Building Modern Observability: Why Rust Powers the Next Generation of Monitoring Platforms

Manas Sharma

November 28, 2025

11 min read

Don’t forget to share!

Ready to get started?

Try OpenObserve Cloud today for more efficient and performant observability.

Get Started For Free

Table of Contents

Building Modern Observability: Why Rust Powers the Next Generation of Monitoring Platforms

Your observability platform has one job: stay up so you can see why everything else is down.

Yet across the industry, monitoring tools crash during the exact moments teams need them most. Memory leaks appear under load. Garbage collection pauses create metric gaps during traffic spikes. Race conditions corrupt telemetry data when multiple systems fail simultaneously.

The irony is brutal.

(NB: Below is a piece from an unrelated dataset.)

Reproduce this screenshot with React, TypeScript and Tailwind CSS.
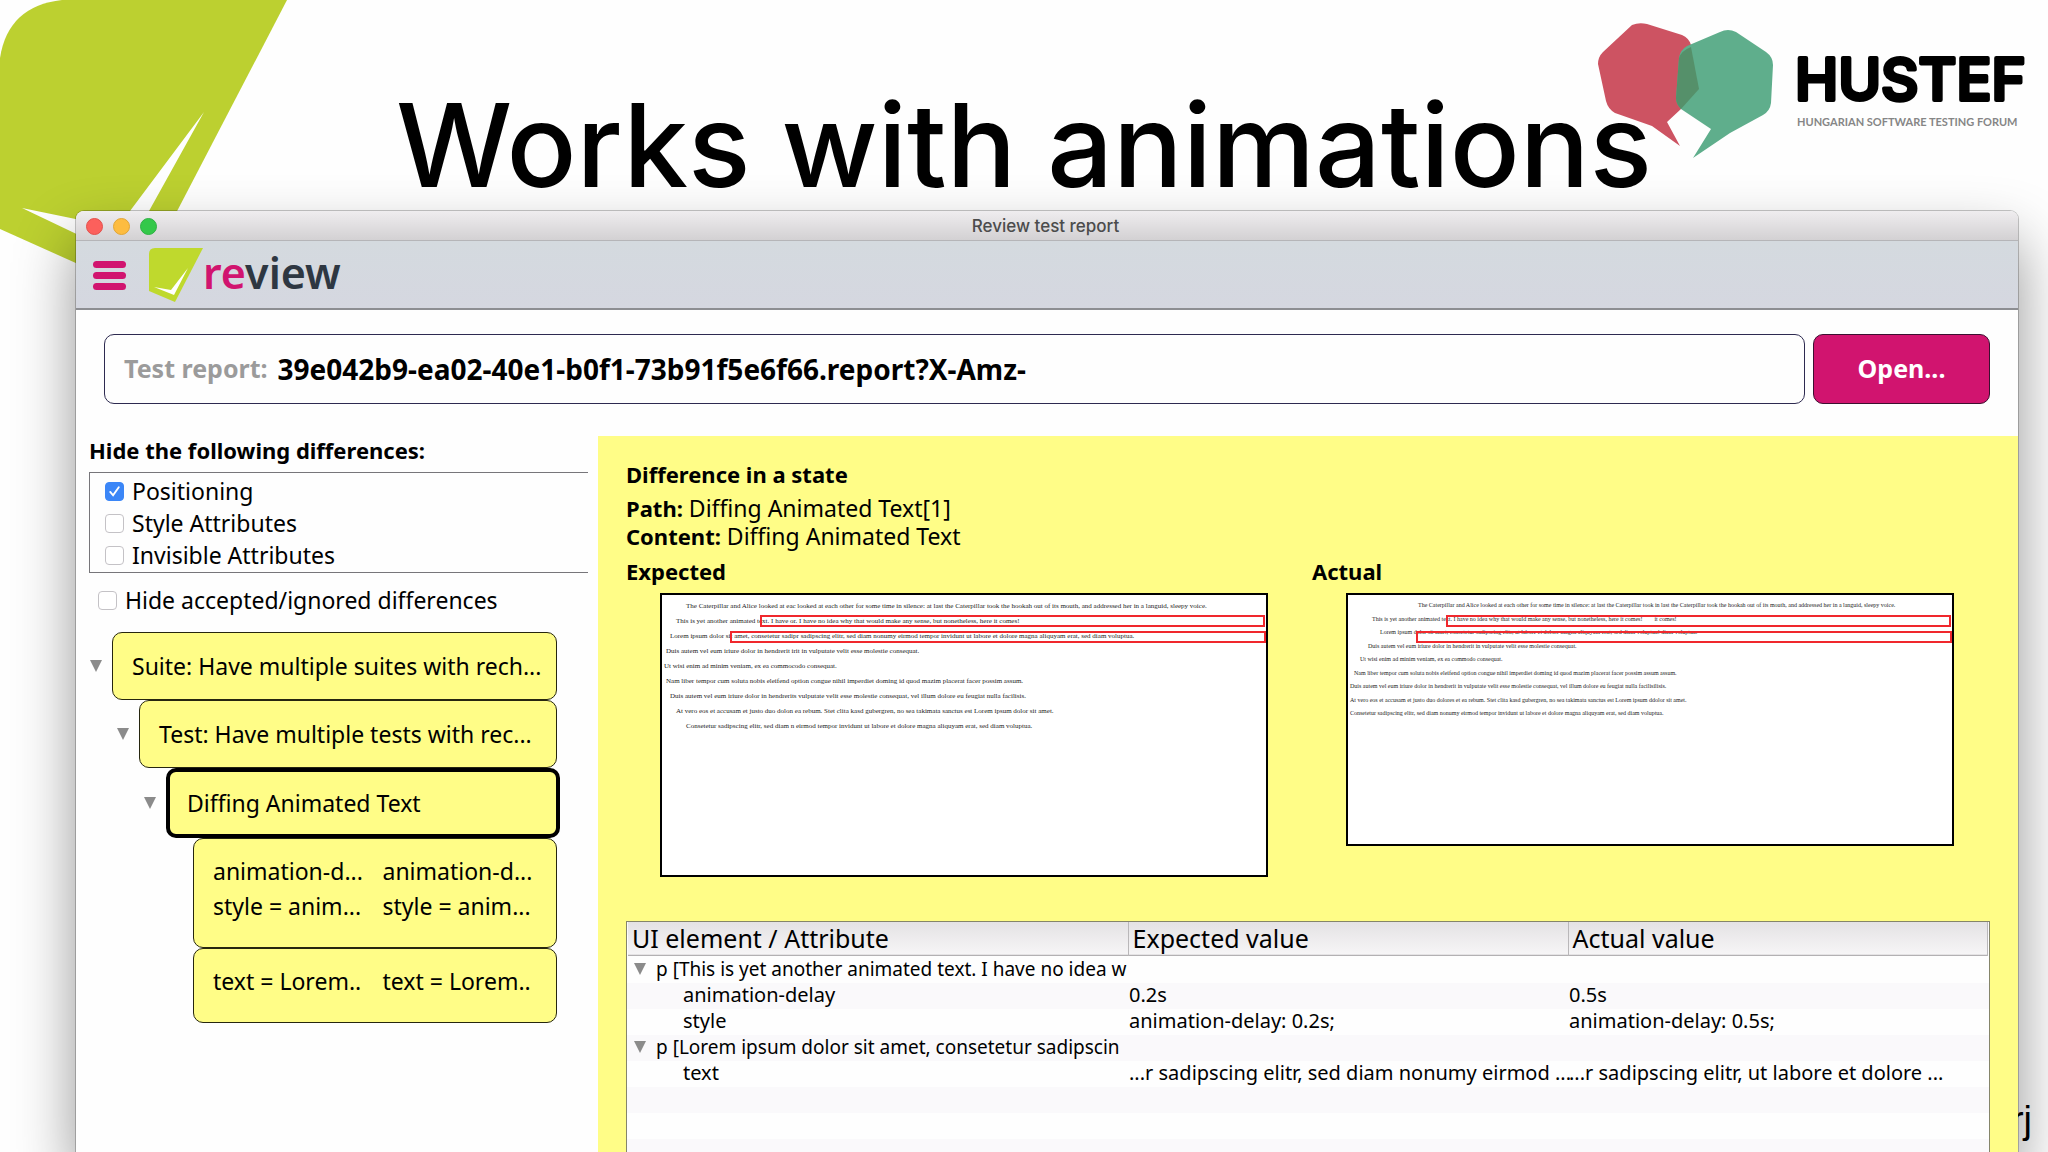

The tools built to ensure system reliability often lack that reliability themselves.

This isn't a configuration problem or a deployment issue. It's an architectural problem rooted in the languages these platforms are built with. According to research from Microsoft and Google, approximately 70% of security vulnerabilities in systems software stem from memory safety issues. Your observability platform isn't immune to these problems.

For years, the industry accepted this trade-off. Java makes memory management easier but introduces garbage collection pauses. Go simplifies concurrency but can't eliminate data races at compile time. C++ delivers raw performance but makes memory safety your responsibility.

In 2025, that's changing. A new generation of observability platforms is emerging with Rust as their foundation. This isn't about following trends. It's about solving fundamental reliability problems that traditional languages can't address. Problems that become critical failures when your systems are already down and you need your monitoring tools to work flawlessly.

The Legacy Problem: When Your Monitoring Tool Becomes the Incident

Traditional observability platforms suffer from a critical flaw. They're built with languages designed for developer productivity, not system reliability. The consequences show up exactly when you need your tools most.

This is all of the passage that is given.